I came up with this simple procedure by using the knowledge which I had gained in the previous 20 years:

Using this knowledge I started to build a sample application which dealt with a small number of database tables in various common relationships. I wrote a class for the first database table which encapsulated all its properties and all its methods, then I wrote a family of forms to view and maintain its contents. I then duplicated this code to deal with the next database table. This resulted in duplicated code, which is a bad idea according to the Don't Repeat Yourself (DRY) principle.

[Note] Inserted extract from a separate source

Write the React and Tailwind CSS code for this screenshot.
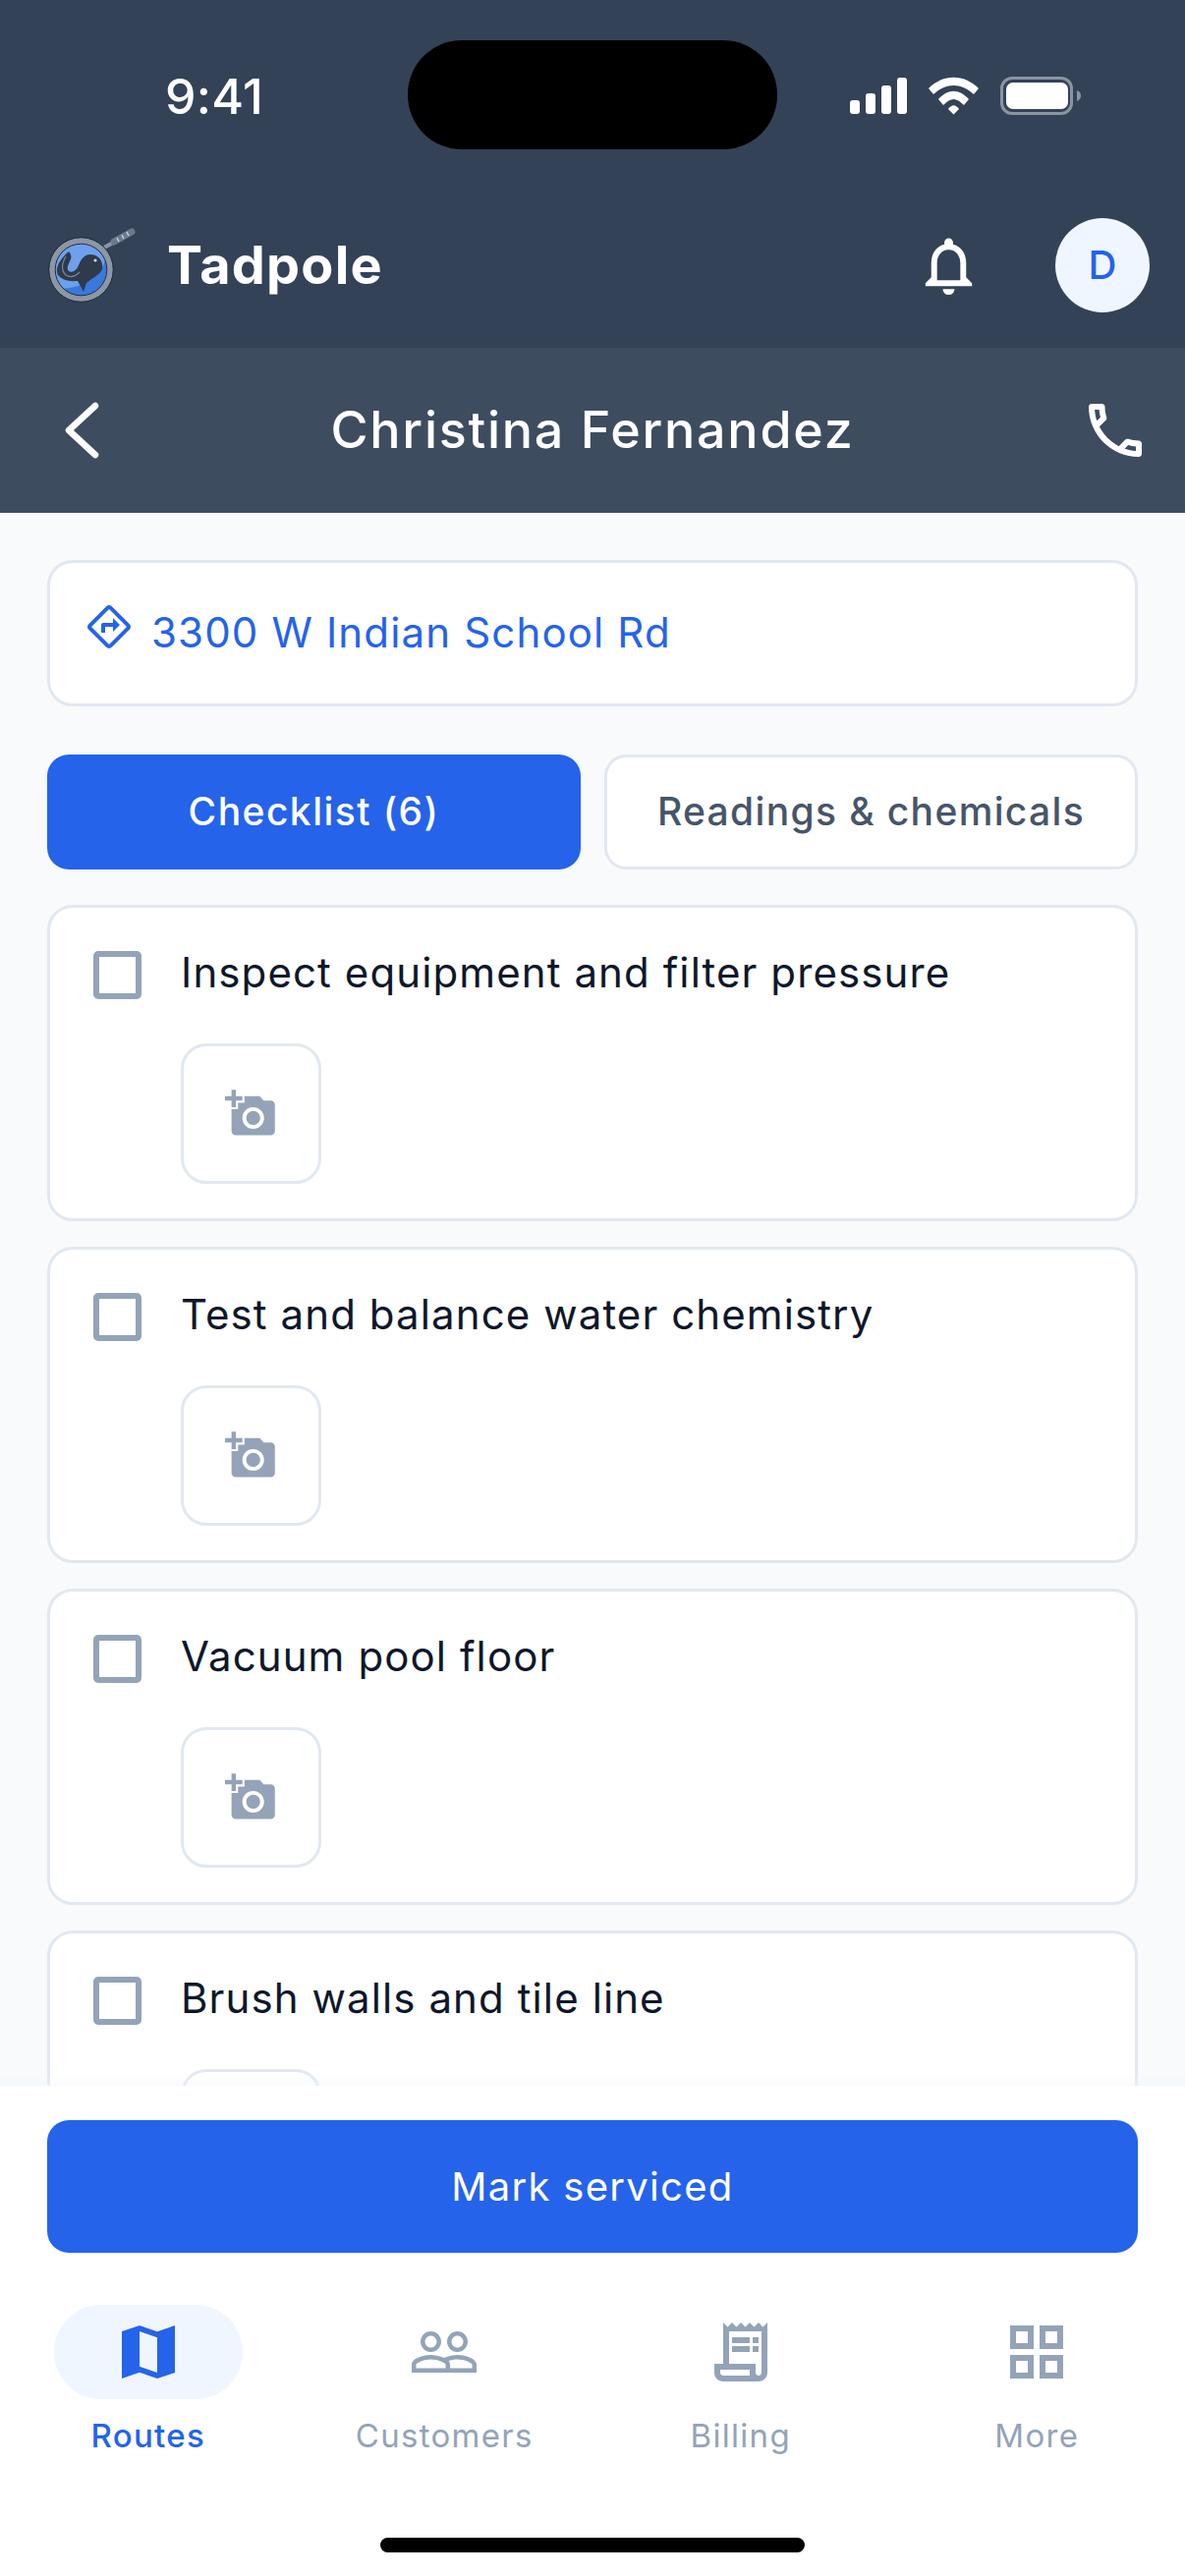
import { MdAddAPhoto, MdNotificationsNone, MdOutlineDirections, MdPeopleOutline, MdOutlineReceiptLong, MdOutlineGridView } from "react-icons/md";

const tasks = [
  "Inspect equipment and filter pressure",
  "Test and balance water chemistry",
  "Vacuum pool floor",
  "Brush walls and tile line",
];

function Logo() {
  return (
    <svg width="90" height="78" viewBox="0 0 90 78" className="shrink-0">
      <path d="M57 21 L66 16" stroke="#8b96a6" strokeWidth="4" />
      <path d="M67 15 L85 5" stroke="#6b7a8d" strokeWidth="7" strokeLinecap="round" />
      <path d="M70 11 L72 15 M75 8 L77 12 M80 5 L82 9" stroke="#c9d1da" strokeWidth="1.500" />
      <circle cx="33.500" cy="43.500" r="27" fill="#6ea0ee" />
      <path d="M15 63 A 27 27 0 0 0 58 33 C 56 44 46 60 15 63Z" fill="#3a78e0" />
      <circle cx="33.500" cy="43.500" r="29.500" fill="none" stroke="#8b96a6" strokeWidth="6" />
      <circle cx="33.500" cy="43.500" r="32.800" fill="none" stroke="#222c3a" strokeWidth="1" />
      <circle cx="33.500" cy="43.500" r="26.300" fill="none" stroke="#222c3a" strokeWidth="1" />
      <path d="M55 38 C54 31 48 28 43 28 C36 28 33 34 31 39 C29 44 25 47 21 45 C18 43 21 37 23 33 C24 30 23 27 21 25 C14 31 8 39 9 46 C10 52 18 56 30 55 L36 66 L39 57 C44 53 48 51 50 49 C54 46 56 43 55 38Z" fill="#2f3a4a" />
      <path d="M18 30 C14 37 13 44 18 49 C23 52 28 50 32 46" fill="none" stroke="#7a8798" strokeWidth="1.200" />
      <circle cx="48" cy="34" r="1.600" fill="#cfd8e3" />
    </svg>
  );
}

function StatusBar() {
  return (
    <div className="relative h-[130px]">
      <div className="absolute left-[168px] top-[71px] text-[50px] leading-[54px] font-medium tracking-[0.3px] text-white">9:41</div>
      <div className="absolute left-[415px] top-[41px] w-[376px] h-[111px] rounded-[55px] bg-black"></div>
      <svg className="absolute left-[865px] top-[78px]" width="236" height="40" viewBox="0 0 236 40">
        <g fill="#fff">
          <rect x="0" y="24" width="10" height="14" rx="3" />
          <rect x="16" y="17" width="10" height="21" rx="3" />
          <rect x="32" y="9" width="10" height="29" rx="3" />
          <rect x="48" y="1" width="10" height="37" rx="3" />
          <path d="M80 12 C95 -3 116 -3 131 12 L126 18 C113 6 98 6 85 18Z" />
          <path d="M90 23 C100 12 111 12 121 23 L116 29 C108 21 103 21 95 29Z" />
          <path d="M100 33 C104 28 107 28 111 33 L105.500 38.500Z" />
          <rect x="159" y="6" width="63" height="27" rx="7" />
        </g>
        <path d="M231 14 C234 15 235 17 235 19.500 C235 22 234 24 231 25Z" fill="#8a94a3" />
        <rect x="154.500" y="1.500" width="71" height="36" rx="10.500" fill="none" stroke="#8a94a3" strokeWidth="3" />
      </svg>
    </div>
  );
}

function ChecklistCard({ label }) {
  return (
    <div className="shrink-0 h-[322px] rounded-[26px] border-[3px] border-[#e2e8f0] bg-white pl-[44px] pr-[40px] pt-[44px]">
      <div className="flex items-start gap-[40px]">
        <div className="w-[49px] h-[49px] shrink-0 rounded-[5px] border-[6px] border-[#94a3b8] bg-white"></div>
        <div className="-mt-[5px] text-[42px] leading-[54px] tracking-[1.1px] text-[#0f172a]">{label}</div>
      </div>
      <div className="ml-[89px] mt-[45px] w-[143px] h-[143px] rounded-[26px] border-[3px] border-[#e2e8f0] flex items-center justify-center">
        <MdAddAPhoto size={53} color="#94a3b8" />
      </div>
    </div>
  );
}

function NavItem({ label, active, children }) {
  return (
    <div className="flex flex-col items-center">
      <div className={`w-[192px] h-[96px] rounded-full flex items-center justify-center ${active ? "bg-[#eff6ff]" : ""}`}>
        {children}
      </div>
      <div className={`mt-[15px] text-[33px] leading-[44px] tracking-[1.3px] ${active ? "font-medium text-[#2563eb]" : "text-[#94a3b8]"}`}>{label}</div>
    </div>
  );
}

export default function App() {
  return (
    <div className="w-[1206px] h-[2622px] flex flex-col overflow-hidden bg-[#f8fafc] font-['Inter',sans-serif]">
      <div className="bg-[#344258] h-[354px] shrink-0">
        <StatusBar />
        <div className="mt-[92px] h-[96px] flex items-center pl-[49px] pr-[36px]">
          <Logo />
          <div className="ml-[31px] text-[54px] leading-[64px] font-bold tracking-[1.2px] text-white">Tadpole</div>
          <div className="ml-auto flex items-center gap-[73px]">
            <MdNotificationsNone size={71} color="#fff" />
            <div className="w-[96px] h-[96px] rounded-full bg-[#eff6ff] flex items-center justify-center text-[40px] font-medium text-[#2563eb]">D</div>
          </div>
        </div>
      </div>

      <div className="bg-[#3e4c60] h-[168px] shrink-0 grid grid-cols-[1fr_auto_1fr] items-center px-[35px]">
        <svg className="ml-[29px]" width="40" height="60" viewBox="0 0 40 60" fill="none" stroke="#fff" strokeWidth="6.500" strokeLinecap="round" strokeLinejoin="round">
          <path d="M33 5 L6 30 L33 55" />
        </svg>
        <div className="text-[52px] leading-[64px] font-medium tracking-[1.75px] text-white">Christina Fernandez</div>
        <svg className="justify-self-end" width="72" height="72" viewBox="0 0 24 24" fill="#fff">
          <path d="M6.540 5c.060.890.210 1.760.450 2.590l-1.200 1.200c-.410-1.200-.670-2.470-.760-3.790h1.510m9.860 12.020c.850.240 1.720.390 2.600.450v1.490c-1.320-.090-2.590-.350-3.800-.750l1.200-1.190M7.500 3H4c-.550 0-1 .450-1 1 0 9.390 7.610 17 17 17 .550 0 1-.450 1-1v-3.490c0-.550-.450-1-1-1-1.240 0-2.450-.200-3.570-.570-.100-.040-.210-.050-.310-.050-.260 0-.510.100-.710.290l-2.200 2.200c-2.830-1.450-5.150-3.760-6.590-6.590l2.200-2.200c.280-.280.360-.670.250-1.020C8.700 6.450 8.500 5.250 8.500 4c0-.550-.450-1-1-1z" />
        </svg>
      </div>

      <div className="relative flex-1 min-h-0 overflow-hidden px-[48px] pt-[48px] flex flex-col">
        <div className="shrink-0 h-[149px] rounded-[26px] border-[3px] border-[#e2e8f0] bg-white flex items-center pl-[36px] gap-[19px]">
          <MdOutlineDirections size={48} color="#2563eb" className="mb-[13px]" />
          <div className="mb-[1px] text-[42px] leading-[54px] tracking-[1.15px] text-[#2563eb]">3300 W Indian School Rd</div>
        </div>

        <div className="shrink-0 mt-[49px] grid grid-cols-2 gap-[24px]">
          <div className="h-[117px] rounded-[22px] bg-[#2563eb] flex items-center justify-center text-[39px] font-medium tracking-[1.45px] text-white">Checklist (6)</div>
          <div className="h-[117px] rounded-[22px] border-[3px] border-[#e2e8f0] bg-white flex items-center justify-center text-[39px] font-medium tracking-[1.35px] text-[#475569]">Readings &amp; chemicals</div>
        </div>

        <div className="mt-[36px] flex flex-col gap-[26px]">
          {tasks.map((task) => (
            <ChecklistCard key={task} label={task} />
          ))}
        </div>
        <div className="absolute left-0 right-0 bottom-0 h-[14px] bg-gradient-to-b from-transparent to-[#f1f5f9]/40"></div>
      </div>

      <div className="shrink-0 h-[499px] bg-white">
        <div className="px-[48px] pt-[35px]">
          <div className="h-[135px] rounded-[22px] bg-[#2563eb] flex items-center justify-center text-[40px] tracking-[1.3px] text-white">Mark serviced</div>
        </div>
        <div className="mt-[53px] grid grid-cols-4">
          <NavItem label="Routes" active>
            <svg width="72" height="72" viewBox="0 0 24 24" fill="#2563eb">
              <path fillRule="evenodd" d="M21 3l-6 2.100L9 3 3 5.020V21l6-2.100 6 2.100 6-2.020V3zM15 19l-6-2.110V5l6 2.110V19z" />
            </svg>
          </NavItem>
          <NavItem label="Customers">
            <MdPeopleOutline size={72} color="#94a3b8" />
          </NavItem>
          <NavItem label="Billing">
            <MdOutlineReceiptLong size={72} color="#94a3b8" />
          </NavItem>
          <NavItem label="More">
            <MdOutlineGridView size={72} color="#94a3b8" />
          </NavItem>
        </div>
        <div className="mt-[82px] mx-auto w-[432px] h-[15px] rounded-full bg-black"></div>
      </div>
    </div>
  );
}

This is when I decided to use inheritance to define the duplicated code in one place so that I could share it as many times as I liked. I did not make the mistake of inheriting from one concrete class to create a different concrete class, thus avoiding the problems which resulted in the principle favour composition over inheritance. I knew that the first concrete class would contain some properties or methods that I did not want to inherit in any other concrete classes, so I moved only those properties and methods which were safe to inherit to a separate generic table class. Note that I used the word "generic" as I was using PHP4 which did not support the "abstract" keyword. The PHP manual at the time said the following:

extends

Often you need classes with similar variables and functions to another existing class. In fact, it is good practice to define a generic class which can be used in all your projects and adapt this class for the needs of each of your specific projects.

It was not until over a decade later that I discovered that the practice which I had employed instinctively was the same one proposed by Ralph E. Johnson & Brian Foote in their paper Designing Reusable Classes which was published in 1988. In it they identified a practice which they called programming-by-difference which can be summarised as follows:

Abstraction is the act of separating the abstract from the concrete, the similar from the different. An abstraction is usually discovered by generalizing from a number of concrete examples. This then permits a style of programming called programming-by-difference in which the similar protocols can be moved to an abstract class and the differences can be isolated in concrete subclasses.

This means that you have to create several objects before you can look for similarities. It is simply not possible to perform an abstraction before you have written a single line of code. By separating the similar from the different you should then be able to put the similar into some sort of reusable/sharable module while isolating the different in unique modules. Following this simple idea I placed all the common table methods into an abstract table class so that I could inherit these methods into every concrete table class. Each of these classes then required the following additions in order to provide the differences:

Inserting metadata was to me as easy as falling off a log. Metadata is just data, and can be stored in variables/properties just like any other data. While building my first table class I identified the following pieces of additional information that were required:

All this data was held in a set of common table properties which, in my first table class, I populated using code within the constructor. Initially I did this by reading the CREATE TABLE script and copying the details manually into the class file, but after doing this repetitive and laborious task for the first few tables I decided to automate it by replicating what I had done 20 years earlier in COBOL and write a routine which extracted that information directly from the database's INFORMATION SCHEMA and write it to a disk file so that it could be imported into a class file. As well as saving time this would also remove the possibility of mistakes creeping in when typing in that information manually. I decided to make it a little more sophisticated than that by extracting the data into an intermediate database known as a Data Dictionary (which is my equivalent to the Application Model in UNIFACE) so that I could add more information should the need arise. This metadata is now stored in a table structure file which is separate from the table class file.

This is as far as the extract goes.